The Hill play also necessitated two cheap running backs. With Singletary already mentioned above, that left Brian Robinson of the Commanders as the fairly obvious choice. No other backs in that salary range projected nearly as well as Singletary and Robinson. I’d speculate that pairing Singletary with Dell also lowered the effective ownership of those players as a stack, which also helps out here.
Finally, DJ Moore was another midrange player who stood out in his price range. Moore and Dell were two of the top options in the $5,000 salary range, and Dell was already in this lineup.
My guess is that jarussel1025 was also building around a blowout narrative for the Bills, one of the more heavily favored teams on the slate. That explains including secondary passing options for Buffalo in Dalton Kincaid and Khalil Shakir. That makes perfect sense, as those players could see an uptick in usage if Buffalo rolls the Jets. Or, they assumed Stefon Diggs would be locked down by the Jets’ Sauce Gardner, forcing targets elsewhere.
Either way, the speedster Shakir caught just three passes — but they went for 115 yards and a score. He’s one of a few players like that who should be in weekly consideration. Receivers like Shakir and Rashid Shaheed (among others) have a floor of almost nothing but a large weekly ceiling since they can pay off their salary on one play.

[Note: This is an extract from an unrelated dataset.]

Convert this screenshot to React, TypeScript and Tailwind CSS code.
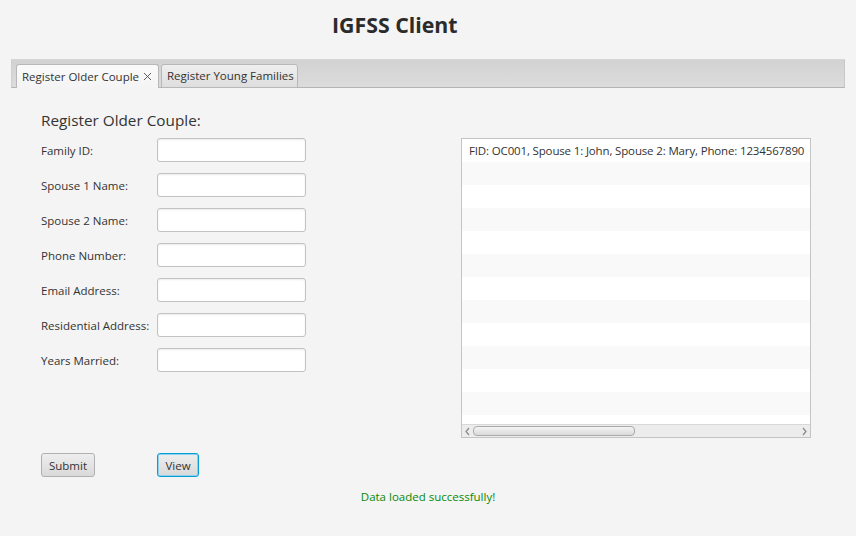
import { X } from "lucide-react";

const fields = [
  "Family ID:",
  "Spouse 1 Name:",
  "Spouse 2 Name:",
  "Phone Number:",
  "Email Address:",
  "Residential Address:",
  "Years Married:",
];

const rows = [
  "FID: OC001, Spouse 1: John, Spouse 2: Mary, Phone: 1234567890",
  "", "", "", "", "", "", "", "", "", "", "", "",
];

export default function App() {
  return (
    <div className="flex h-[536px] w-[856px] flex-col bg-[#f4f4f4] font-['Open_Sans',sans-serif] text-[11.5px] text-[#333]">
      {/* Title */}
      <div className="flex h-[50px] items-center pl-[332px] text-[21.3px] font-bold text-[#2b2b2b]">
        IGFSS Client
      </div>

      {/* Tab pane */}
      <div className="mx-[11px] mt-[9px] flex flex-col">
        <div className="flex h-[29px] items-end gap-[2px] border border-b-[#b4b4b4] border-l-[#d0d0d0] border-r-[#c8c8c8] border-t-[#d6d6d6] bg-gradient-to-b from-[#d2d2d2] to-[#dcdcdc] pl-[4px]">
          <div className="-mb-px flex h-[24px] w-[143px] items-center gap-[2px] rounded-t-[3px] border border-b-0 border-[#b8b8b8] bg-gradient-to-b from-[#fafafa] to-[#f4f4f4] pl-[5px]">
            <span>Register Older Couple</span>
            <X className="h-[13px] w-[13px] text-[#444]" strokeWidth={1.6} />
          </div>
          <div className="-mb-px flex h-[24px] w-[137px] items-center rounded-t-[3px] border border-[#b8b8b8] bg-gradient-to-b from-[#efefef] to-[#dedede] pl-[5px]">
            Register Young Families
          </div>
        </div>

        {/* Content */}
        <div className="flex flex-col pl-[30px]">
          <div className="mt-[22px] text-[15.3px] leading-[20px] text-[#333]">Register Older Couple:</div>

          <div className="mt-[8px] flex">
            <div className="flex w-[420px] flex-col gap-[11px]">
              {fields.map((f) => (
                <div key={f} className="flex h-[24px] items-center">
                  <span className="w-[116px] pt-[2px]">{f}</span>
                  <div className="h-[24px] w-[149px] rounded-[3px] border border-[#c2c2c2] bg-white shadow-[inset_0_1px_2px_rgba(0,0,0,0.08)]" />
                </div>
              ))}
            </div>

            {/* List view */}
            <div className="flex h-[300px] w-[350px] flex-col border border-[#c4c4c4] bg-white">
              <div className="flex-1 overflow-hidden">
                {rows.map((r, i) => (
                  <div
                    key={i}
                    className={`flex h-[23px] items-center whitespace-nowrap pl-[7px] tracking-[-0.15px] ${i % 2 === 1 ? "bg-[#f9f9f9]" : "bg-white"}`}
                  >
                    {r}
                  </div>
                ))}
              </div>
              <div className="flex h-[13px] items-center border-t border-[#d8d8d8] bg-[#ececec] px-[2px]">
                <svg width="7" height="9" viewBox="0 0 7 9" className="text-[#888]">
                  <path d="M5 1 L2 4.5 L5 8" fill="none" stroke="currentColor" strokeWidth="1.2" />
                </svg>
                <div className="ml-[2px] h-[10px] w-[162px] rounded-[4px] border border-[#aaa] bg-gradient-to-b from-[#f4f4f4] to-[#dadada]" />
                <div className="flex-1" />
                <svg width="7" height="9" viewBox="0 0 7 9" className="text-[#888]">
                  <path d="M2 1 L5 4.5 L2 8" fill="none" stroke="currentColor" strokeWidth="1.2" />
                </svg>
              </div>
            </div>
          </div>

          {/* Buttons */}
          <div className="mt-[15px] flex">
            <div className="w-[116px]">
              <button className="flex h-[24px] w-[54px] items-center justify-center rounded-[3px] border border-[#b0b0b0] bg-gradient-to-b from-[#eeeeee] to-[#d9d9d9] pt-[1px] text-[#333]">
                Submit
              </button>
            </div>
            <button className="flex h-[24px] w-[42px] items-center justify-center rounded-[3px] border border-[#039ed3] bg-gradient-to-b from-[#eeeeee] to-[#d9d9d9] pt-[1px] text-[#333] shadow-[inset_0_0_0_1px_#8fd1ee]">
              View
            </button>
          </div>
        </div>

        <div className="mt-[10px] flex h-[20px] items-center justify-center text-[#078a07]">
          Data loaded successfully!
        </div>
      </div>
    </div>
  );
}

Kincaid was….fine. Rostering Kincaid over the more popular — and better projecting — Trey McBride was arguably a mistake here. McBride cost less salary and scored considerably more. However, I’ll never fault anyone for fading the chalky tight end.
Finally, getting up to Dallas was somewhat contrarian. They were clearly one of the best defenses on the slate against a dysfunctional Panthers offense. Paying up for defense is usually somewhat contrarian, and this week was no different.